Words: Nadia Krige Source: www.news.uct.ac.za
Images: Je’nine May, Face Lab / Liverpool John Moores University, Supported by National Geographic Society
The moment arrived in late 2018 when Dr Victoria Gibbon, senior lecturer in biological anthropology and the curator of the University of Cape Town’s (UCT) skeletal collection, approached Smith about the possibility of creating facial reconstructions for eight individuals whose remains had been unethically obtained by the university between 1925 and 1931.
Smith was to become part of a multidisciplinary team of academics who would be contributing to what has come to be known as the Sutherland project, a historically significant process of restitution and reburial initiated by UCT.
Gibbon had come upon the eight skeletons – along with three others – while conducting an archival audit of the Faculty of Health Sciencesʼ skeletal collection in 2017.

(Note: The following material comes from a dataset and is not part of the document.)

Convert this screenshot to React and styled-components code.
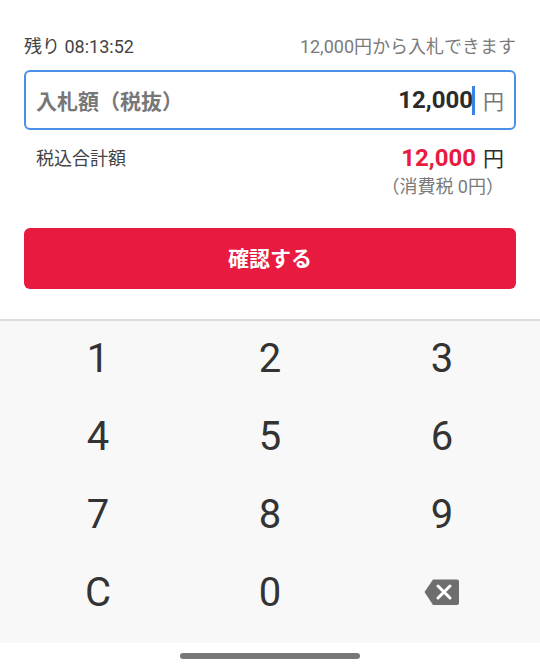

Since nine of the 11 skeletons were San and Khoe people who had come from Sutherland in the Northern Cape, where they had worked as farm labourers, the university decided to start the restitution process there.
Gibbon visited the Sutherland community to receive input from the Sutherland Abraham and Stuurman families, who had been identified as descendants of at least two of the individuals in question.
The families not only agreed to further research being conducted into the
lives and deaths of their ancestors, they also made a specific request for facial reconstructions of the deceased.